To run massive models (e.g., Llama 3 70B) on consumer hardware, we must use Quantization. In this lesson, we learn the technical trade-offs between different quantization levels (Q2 to Q8) and how to select the right one for your agency's tasks.
| Level | Bits | Memory Save | Accuracy Loss | Best For |
|---|---|---|---|---|
| Q8_0 | 8-bit | 50% | Negligible | Critical reasoning, final drafting. |
| Q4_K_M | 4-bit | 75% | 1-2% | General discovery, lead scoring. |
| Q2_K | 2-bit | 85% | 10%+ | Hardware testing, simple summaries. |
VRAM Needed = (Model Parameters * Bits per weight) / 8 + Context Buffer.

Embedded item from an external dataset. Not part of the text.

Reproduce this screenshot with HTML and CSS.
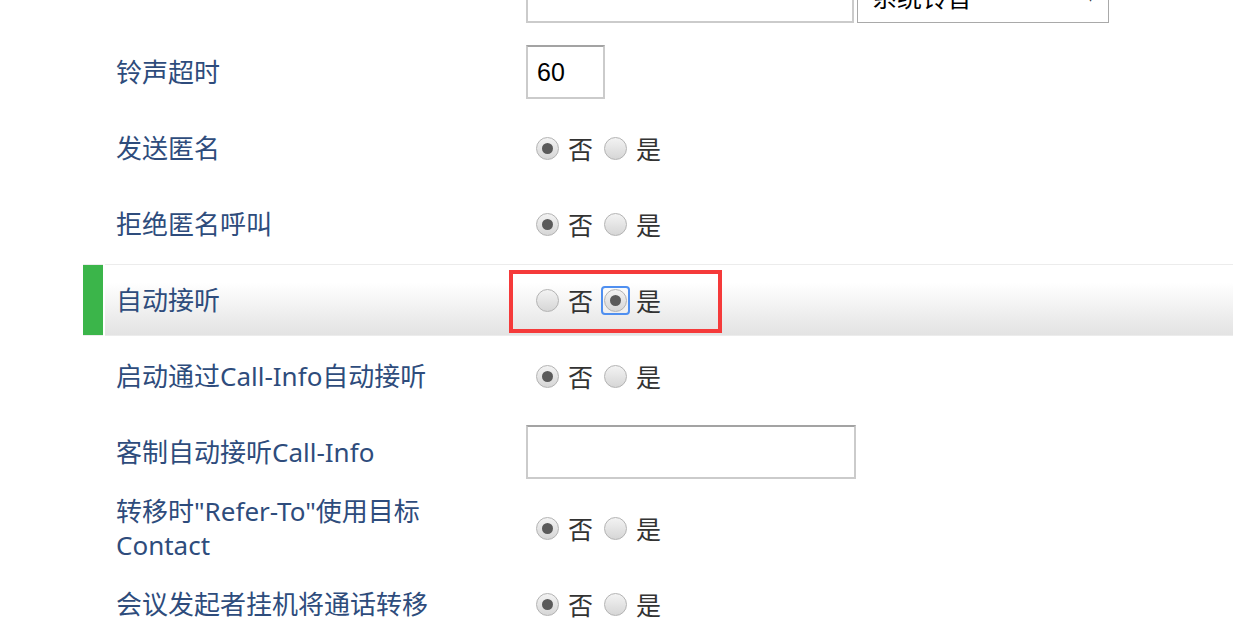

Example: 70B model at Q4 (4 bits):
(70 * 4) / 8 = 35GB VRAM + 5GB Context = 40GB VRAM total.
Accuracy loss is measured by Perplexity. A Q4_K_M quantization is the industry "Sweet Spot" because it offers a massive memory saving while keeping the model's logic almost indistinguishable from the full 16-bit version.
Identify your current GPU's VRAM. Research 3 different models (8B, 14B, 32B) and determine the highest quantization level you can run for each while keeping a 4k token context window.